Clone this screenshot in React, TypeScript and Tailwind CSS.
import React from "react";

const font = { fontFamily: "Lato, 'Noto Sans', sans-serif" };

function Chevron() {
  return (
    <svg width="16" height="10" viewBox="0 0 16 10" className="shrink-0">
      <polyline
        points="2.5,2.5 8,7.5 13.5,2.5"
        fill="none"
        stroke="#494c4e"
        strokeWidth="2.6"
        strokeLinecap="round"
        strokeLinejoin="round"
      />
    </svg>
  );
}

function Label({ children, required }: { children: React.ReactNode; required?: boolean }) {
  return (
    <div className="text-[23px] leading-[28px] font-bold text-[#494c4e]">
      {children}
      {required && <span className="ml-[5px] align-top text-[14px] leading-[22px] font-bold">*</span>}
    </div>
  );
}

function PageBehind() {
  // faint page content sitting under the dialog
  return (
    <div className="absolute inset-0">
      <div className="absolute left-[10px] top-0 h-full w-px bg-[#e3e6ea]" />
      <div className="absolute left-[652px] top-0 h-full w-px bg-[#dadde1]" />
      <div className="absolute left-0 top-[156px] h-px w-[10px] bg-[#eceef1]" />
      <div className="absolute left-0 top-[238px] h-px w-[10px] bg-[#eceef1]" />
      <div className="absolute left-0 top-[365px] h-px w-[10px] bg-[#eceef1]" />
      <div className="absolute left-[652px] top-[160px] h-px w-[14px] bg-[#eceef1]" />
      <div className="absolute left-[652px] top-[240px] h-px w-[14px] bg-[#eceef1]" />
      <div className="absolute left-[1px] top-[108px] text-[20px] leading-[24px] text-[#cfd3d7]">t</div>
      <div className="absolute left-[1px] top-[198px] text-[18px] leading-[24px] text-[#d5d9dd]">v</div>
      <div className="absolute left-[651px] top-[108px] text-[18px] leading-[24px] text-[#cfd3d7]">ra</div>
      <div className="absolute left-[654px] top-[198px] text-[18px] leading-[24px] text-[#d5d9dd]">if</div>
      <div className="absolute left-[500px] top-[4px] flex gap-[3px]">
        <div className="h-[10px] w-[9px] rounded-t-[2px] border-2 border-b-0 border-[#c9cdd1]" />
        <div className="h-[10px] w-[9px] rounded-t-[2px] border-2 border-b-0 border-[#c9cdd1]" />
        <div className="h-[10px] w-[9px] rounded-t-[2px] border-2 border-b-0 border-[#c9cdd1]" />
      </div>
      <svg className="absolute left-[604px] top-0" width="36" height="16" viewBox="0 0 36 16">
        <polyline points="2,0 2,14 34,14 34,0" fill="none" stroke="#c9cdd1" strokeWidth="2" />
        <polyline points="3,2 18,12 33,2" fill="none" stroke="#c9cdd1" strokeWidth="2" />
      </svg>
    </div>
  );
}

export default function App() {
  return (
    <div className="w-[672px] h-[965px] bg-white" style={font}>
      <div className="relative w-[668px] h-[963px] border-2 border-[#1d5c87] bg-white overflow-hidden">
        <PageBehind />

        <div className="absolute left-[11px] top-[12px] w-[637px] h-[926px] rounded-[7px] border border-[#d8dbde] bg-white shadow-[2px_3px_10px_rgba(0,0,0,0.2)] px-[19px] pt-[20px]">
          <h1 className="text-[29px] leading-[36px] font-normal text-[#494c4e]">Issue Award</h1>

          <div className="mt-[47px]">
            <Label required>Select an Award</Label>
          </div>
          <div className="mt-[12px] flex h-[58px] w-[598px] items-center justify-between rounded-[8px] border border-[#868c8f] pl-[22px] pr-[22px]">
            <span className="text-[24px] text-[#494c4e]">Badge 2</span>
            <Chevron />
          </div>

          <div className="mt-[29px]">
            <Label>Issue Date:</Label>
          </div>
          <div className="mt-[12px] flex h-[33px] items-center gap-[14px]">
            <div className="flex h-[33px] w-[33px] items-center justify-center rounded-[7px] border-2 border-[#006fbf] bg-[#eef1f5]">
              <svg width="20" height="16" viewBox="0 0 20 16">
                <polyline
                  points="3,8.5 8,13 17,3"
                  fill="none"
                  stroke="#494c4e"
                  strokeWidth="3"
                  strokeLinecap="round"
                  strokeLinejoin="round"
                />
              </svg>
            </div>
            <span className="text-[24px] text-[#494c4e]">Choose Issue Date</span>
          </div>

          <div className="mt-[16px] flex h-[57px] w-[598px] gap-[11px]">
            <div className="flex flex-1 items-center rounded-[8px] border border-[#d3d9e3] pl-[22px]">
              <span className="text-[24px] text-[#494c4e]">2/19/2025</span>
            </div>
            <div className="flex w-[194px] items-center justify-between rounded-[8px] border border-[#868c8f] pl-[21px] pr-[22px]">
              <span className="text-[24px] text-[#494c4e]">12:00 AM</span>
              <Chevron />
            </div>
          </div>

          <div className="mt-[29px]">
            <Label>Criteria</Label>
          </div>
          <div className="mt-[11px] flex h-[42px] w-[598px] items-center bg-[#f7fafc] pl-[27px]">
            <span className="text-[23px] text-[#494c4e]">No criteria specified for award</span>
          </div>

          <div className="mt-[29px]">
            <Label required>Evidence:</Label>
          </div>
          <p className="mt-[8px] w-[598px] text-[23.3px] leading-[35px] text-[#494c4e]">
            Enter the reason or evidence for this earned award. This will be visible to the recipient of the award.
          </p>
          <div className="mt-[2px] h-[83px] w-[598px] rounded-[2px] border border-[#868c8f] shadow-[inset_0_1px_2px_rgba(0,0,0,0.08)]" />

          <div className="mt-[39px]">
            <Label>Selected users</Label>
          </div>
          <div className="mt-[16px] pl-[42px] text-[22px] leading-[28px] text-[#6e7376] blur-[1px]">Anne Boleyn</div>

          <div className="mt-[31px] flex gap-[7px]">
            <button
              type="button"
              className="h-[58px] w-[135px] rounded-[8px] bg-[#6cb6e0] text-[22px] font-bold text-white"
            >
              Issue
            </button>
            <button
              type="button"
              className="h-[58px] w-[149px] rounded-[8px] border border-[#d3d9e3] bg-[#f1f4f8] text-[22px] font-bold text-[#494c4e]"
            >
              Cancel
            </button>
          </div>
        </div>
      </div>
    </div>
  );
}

* * *

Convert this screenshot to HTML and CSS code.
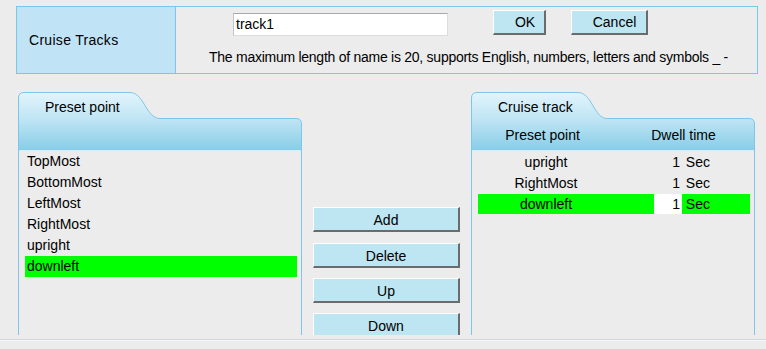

* * *

*WORK REQUIRED*
Reply with nothing but the number of lines that contain the word "React".

*RESULT FOR THIS TASK*
3